== What you need to do ==
Write out the listing below in full and exactly, leaving out every picture.

== Source excerpt ==
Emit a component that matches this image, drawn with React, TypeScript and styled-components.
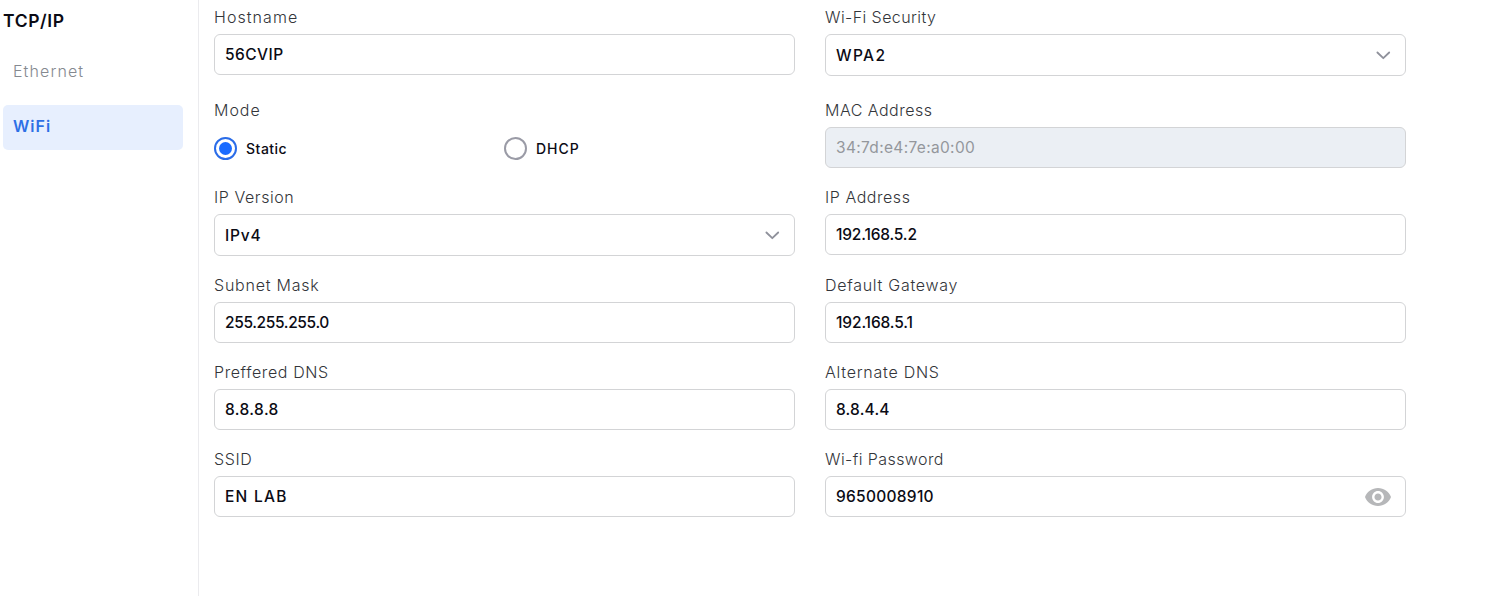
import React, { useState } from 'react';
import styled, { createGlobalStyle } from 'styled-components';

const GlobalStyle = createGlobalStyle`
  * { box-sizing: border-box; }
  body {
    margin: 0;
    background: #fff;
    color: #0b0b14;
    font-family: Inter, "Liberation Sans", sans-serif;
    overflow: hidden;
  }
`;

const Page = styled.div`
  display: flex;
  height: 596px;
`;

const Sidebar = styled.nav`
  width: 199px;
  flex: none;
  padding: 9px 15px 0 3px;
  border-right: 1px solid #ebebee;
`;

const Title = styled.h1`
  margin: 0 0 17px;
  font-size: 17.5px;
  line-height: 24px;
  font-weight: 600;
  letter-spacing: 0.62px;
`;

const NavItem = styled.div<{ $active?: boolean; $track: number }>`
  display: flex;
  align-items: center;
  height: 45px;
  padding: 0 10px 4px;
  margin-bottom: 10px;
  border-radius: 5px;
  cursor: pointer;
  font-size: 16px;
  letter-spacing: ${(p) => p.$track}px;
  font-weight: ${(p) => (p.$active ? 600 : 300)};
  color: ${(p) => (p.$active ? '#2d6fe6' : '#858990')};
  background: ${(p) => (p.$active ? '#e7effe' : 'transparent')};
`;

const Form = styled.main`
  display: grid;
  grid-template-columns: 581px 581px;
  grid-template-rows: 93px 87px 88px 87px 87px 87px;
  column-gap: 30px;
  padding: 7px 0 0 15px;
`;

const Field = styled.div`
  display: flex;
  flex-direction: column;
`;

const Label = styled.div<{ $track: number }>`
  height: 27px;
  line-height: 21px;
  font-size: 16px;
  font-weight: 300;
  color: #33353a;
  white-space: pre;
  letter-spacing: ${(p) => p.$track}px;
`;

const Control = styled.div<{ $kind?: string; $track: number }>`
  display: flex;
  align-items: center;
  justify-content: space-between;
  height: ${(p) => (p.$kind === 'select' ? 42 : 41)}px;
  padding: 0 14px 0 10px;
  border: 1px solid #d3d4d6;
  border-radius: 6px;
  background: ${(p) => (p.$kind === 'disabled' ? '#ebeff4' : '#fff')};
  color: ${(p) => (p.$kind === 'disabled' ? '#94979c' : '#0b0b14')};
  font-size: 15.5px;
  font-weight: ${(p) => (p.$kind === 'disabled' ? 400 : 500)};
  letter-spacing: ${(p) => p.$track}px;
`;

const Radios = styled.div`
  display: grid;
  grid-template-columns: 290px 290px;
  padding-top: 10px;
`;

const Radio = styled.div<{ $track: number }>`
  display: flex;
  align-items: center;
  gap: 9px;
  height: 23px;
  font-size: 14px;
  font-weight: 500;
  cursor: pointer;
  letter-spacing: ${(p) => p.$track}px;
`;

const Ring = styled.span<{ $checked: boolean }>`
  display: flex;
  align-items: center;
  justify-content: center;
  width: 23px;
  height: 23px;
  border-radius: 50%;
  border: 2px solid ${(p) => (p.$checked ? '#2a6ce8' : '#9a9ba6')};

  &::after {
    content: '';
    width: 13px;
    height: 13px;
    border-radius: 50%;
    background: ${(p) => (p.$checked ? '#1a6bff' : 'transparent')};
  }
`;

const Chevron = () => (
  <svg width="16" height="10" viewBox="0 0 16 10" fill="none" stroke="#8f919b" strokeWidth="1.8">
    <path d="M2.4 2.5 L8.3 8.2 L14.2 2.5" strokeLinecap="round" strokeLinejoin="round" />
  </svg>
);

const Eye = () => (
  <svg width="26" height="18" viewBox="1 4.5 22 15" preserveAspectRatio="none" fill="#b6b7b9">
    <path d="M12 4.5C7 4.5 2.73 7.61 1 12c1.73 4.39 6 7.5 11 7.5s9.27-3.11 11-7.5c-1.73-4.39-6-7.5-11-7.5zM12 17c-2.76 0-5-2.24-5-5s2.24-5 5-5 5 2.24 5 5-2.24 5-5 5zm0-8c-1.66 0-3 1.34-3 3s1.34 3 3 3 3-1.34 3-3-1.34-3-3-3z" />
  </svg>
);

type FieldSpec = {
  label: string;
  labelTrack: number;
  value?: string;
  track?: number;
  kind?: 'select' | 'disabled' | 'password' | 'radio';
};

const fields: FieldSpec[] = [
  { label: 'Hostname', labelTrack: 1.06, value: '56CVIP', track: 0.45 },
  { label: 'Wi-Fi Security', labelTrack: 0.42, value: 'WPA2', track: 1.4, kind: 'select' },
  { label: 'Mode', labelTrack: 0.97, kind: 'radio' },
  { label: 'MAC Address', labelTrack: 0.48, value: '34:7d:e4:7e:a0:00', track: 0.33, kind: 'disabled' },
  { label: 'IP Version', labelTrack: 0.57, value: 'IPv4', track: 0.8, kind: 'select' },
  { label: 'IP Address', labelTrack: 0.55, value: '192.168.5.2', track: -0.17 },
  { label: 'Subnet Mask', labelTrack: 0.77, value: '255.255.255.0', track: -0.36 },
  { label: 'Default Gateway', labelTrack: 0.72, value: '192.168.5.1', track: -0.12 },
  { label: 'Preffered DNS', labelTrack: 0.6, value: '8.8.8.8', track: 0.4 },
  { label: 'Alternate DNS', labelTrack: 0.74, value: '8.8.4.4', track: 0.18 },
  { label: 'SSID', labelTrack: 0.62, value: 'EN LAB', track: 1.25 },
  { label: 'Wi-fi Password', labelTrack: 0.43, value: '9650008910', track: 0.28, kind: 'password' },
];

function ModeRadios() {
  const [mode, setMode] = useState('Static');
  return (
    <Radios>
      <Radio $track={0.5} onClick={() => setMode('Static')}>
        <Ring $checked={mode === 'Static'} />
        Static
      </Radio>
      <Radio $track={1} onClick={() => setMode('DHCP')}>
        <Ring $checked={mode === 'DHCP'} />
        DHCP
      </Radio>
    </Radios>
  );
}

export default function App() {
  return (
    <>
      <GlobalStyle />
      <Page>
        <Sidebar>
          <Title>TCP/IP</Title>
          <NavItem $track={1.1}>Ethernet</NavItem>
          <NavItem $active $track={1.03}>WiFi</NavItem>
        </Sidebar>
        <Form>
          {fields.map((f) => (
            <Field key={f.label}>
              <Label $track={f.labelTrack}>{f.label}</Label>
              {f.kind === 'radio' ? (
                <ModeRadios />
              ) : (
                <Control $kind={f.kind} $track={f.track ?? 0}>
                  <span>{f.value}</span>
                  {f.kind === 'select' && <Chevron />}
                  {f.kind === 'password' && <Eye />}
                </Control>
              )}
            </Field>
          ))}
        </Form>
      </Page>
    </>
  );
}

== Complete response ==
Emit a component that matches this image, drawn with React, TypeScript and styled-components.
import React, { useState } from 'react';
import styled, { createGlobalStyle } from 'styled-components';

const GlobalStyle = createGlobalStyle`
  * { box-sizing: border-box; }
  body {
    margin: 0;
    background: #fff;
    color: #0b0b14;
    font-family: Inter, "Liberation Sans", sans-serif;
    overflow: hidden;
  }
`;

const Page = styled.div`
  display: flex;
  height: 596px;
`;

const Sidebar = styled.nav`
  width: 199px;
  flex: none;
  padding: 9px 15px 0 3px;
  border-right: 1px solid #ebebee;
`;

const Title = styled.h1`
  margin: 0 0 17px;
  font-size: 17.5px;
  line-height: 24px;
  font-weight: 600;
  letter-spacing: 0.62px;
`;

const NavItem = styled.div<{ $active?: boolean; $track: number }>`
  display: flex;
  align-items: center;
  height: 45px;
  padding: 0 10px 4px;
  margin-bottom: 10px;
  border-radius: 5px;
  cursor: pointer;
  font-size: 16px;
  letter-spacing: ${(p) => p.$track}px;
  font-weight: ${(p) => (p.$active ? 600 : 300)};
  color: ${(p) => (p.$active ? '#2d6fe6' : '#858990')};
  background: ${(p) => (p.$active ? '#e7effe' : 'transparent')};
`;

const Form = styled.main`
  display: grid;
  grid-template-columns: 581px 581px;
  grid-template-rows: 93px 87px 88px 87px 87px 87px;
  column-gap: 30px;
  padding: 7px 0 0 15px;
`;

const Field = styled.div`
  display: flex;
  flex-direction: column;
`;

const Label = styled.div<{ $track: number }>`
  height: 27px;
  line-height: 21px;
  font-size: 16px;
  font-weight: 300;
  color: #33353a;
  white-space: pre;
  letter-spacing: ${(p) => p.$track}px;
`;

const Control = styled.div<{ $kind?: string; $track: number }>`
  display: flex;
  align-items: center;
  justify-content: space-between;
  height: ${(p) => (p.$kind === 'select' ? 42 : 41)}px;
  padding: 0 14px 0 10px;
  border: 1px solid #d3d4d6;
  border-radius: 6px;
  background: ${(p) => (p.$kind === 'disabled' ? '#ebeff4' : '#fff')};
  color: ${(p) => (p.$kind === 'disabled' ? '#94979c' : '#0b0b14')};
  font-size: 15.5px;
  font-weight: ${(p) => (p.$kind === 'disabled' ? 400 : 500)};
  letter-spacing: ${(p) => p.$track}px;
`;

const Radios = styled.div`
  display: grid;
  grid-template-columns: 290px 290px;
  padding-top: 10px;
`;

const Radio = styled.div<{ $track: number }>`
  display: flex;
  align-items: center;
  gap: 9px;
  height: 23px;
  font-size: 14px;
  font-weight: 500;
  cursor: pointer;
  letter-spacing: ${(p) => p.$track}px;
`;

const Ring = styled.span<{ $checked: boolean }>`
  display: flex;
  align-items: center;
  justify-content: center;
  width: 23px;
  height: 23px;
  border-radius: 50%;
  border: 2px solid ${(p) => (p.$checked ? '#2a6ce8' : '#9a9ba6')};

  &::after {
    content: '';
    width: 13px;
    height: 13px;
    border-radius: 50%;
    background: ${(p) => (p.$checked ? '#1a6bff' : 'transparent')};
  }
`;

const Chevron = () => (
  <svg width="16" height="10" viewBox="0 0 16 10" fill="none" stroke="#8f919b" strokeWidth="1.8">
    <path d="M2.4 2.5 L8.3 8.2 L14.2 2.5" strokeLinecap="round" strokeLinejoin="round" />
  </svg>
);

const Eye = () => (
  <svg width="26" height="18" viewBox="1 4.5 22 15" preserveAspectRatio="none" fill="#b6b7b9">
    <path d="M12 4.5C7 4.5 2.73 7.61 1 12c1.73 4.39 6 7.5 11 7.5s9.27-3.11 11-7.5c-1.73-4.39-6-7.5-11-7.5zM12 17c-2.76 0-5-2.24-5-5s2.24-5 5-5 5 2.24 5 5-2.24 5-5 5zm0-8c-1.66 0-3 1.34-3 3s1.34 3 3 3 3-1.34 3-3-1.34-3-3-3z" />
  </svg>
);

type FieldSpec = {
  label: string;
  labelTrack: number;
  value?: string;
  track?: number;
  kind?: 'select' | 'disabled' | 'password' | 'radio';
};

const fields: FieldSpec[] = [
  { label: 'Hostname', labelTrack: 1.06, value: '56CVIP', track: 0.45 },
  { label: 'Wi-Fi Security', labelTrack: 0.42, value: 'WPA2', track: 1.4, kind: 'select' },
  { label: 'Mode', labelTrack: 0.97, kind: 'radio' },
  { label: 'MAC Address', labelTrack: 0.48, value: '34:7d:e4:7e:a0:00', track: 0.33, kind: 'disabled' },
  { label: 'IP Version', labelTrack: 0.57, value: 'IPv4', track: 0.8, kind: 'select' },
  { label: 'IP Address', labelTrack: 0.55, value: '192.168.5.2', track: -0.17 },
  { label: 'Subnet Mask', labelTrack: 0.77, value: '255.255.255.0', track: -0.36 },
  { label: 'Default Gateway', labelTrack: 0.72, value: '192.168.5.1', track: -0.12 },
  { label: 'Preffered DNS', labelTrack: 0.6, value: '8.8.8.8', track: 0.4 },
  { label: 'Alternate DNS', labelTrack: 0.74, value: '8.8.4.4', track: 0.18 },
  { label: 'SSID', labelTrack: 0.62, value: 'EN LAB', track: 1.25 },
  { label: 'Wi-fi Password', labelTrack: 0.43, value: '9650008910', track: 0.28, kind: 'password' },
];

function ModeRadios() {
  const [mode, setMode] = useState('Static');
  return (
    <Radios>
      <Radio $track={0.5} onClick={() => setMode('Static')}>
        <Ring $checked={mode === 'Static'} />
        Static
      </Radio>
      <Radio $track={1} onClick={() => setMode('DHCP')}>
        <Ring $checked={mode === 'DHCP'} />
        DHCP
      </Radio>
    </Radios>
  );
}

export default function App() {
  return (
    <>
      <GlobalStyle />
      <Page>
        <Sidebar>
          <Title>TCP/IP</Title>
          <NavItem $track={1.1}>Ethernet</NavItem>
          <NavItem $active $track={1.03}>WiFi</NavItem>
        </Sidebar>
        <Form>
          {fields.map((f) => (
            <Field key={f.label}>
              <Label $track={f.labelTrack}>{f.label}</Label>
              {f.kind === 'radio' ? (
                <ModeRadios />
              ) : (
                <Control $kind={f.kind} $track={f.track ?? 0}>
                  <span>{f.value}</span>
                  {f.kind === 'select' && <Chevron />}
                  {f.kind === 'password' && <Eye />}
                </Control>
              )}
            </Field>
          ))}
        </Form>
      </Page>
    </>
  );
}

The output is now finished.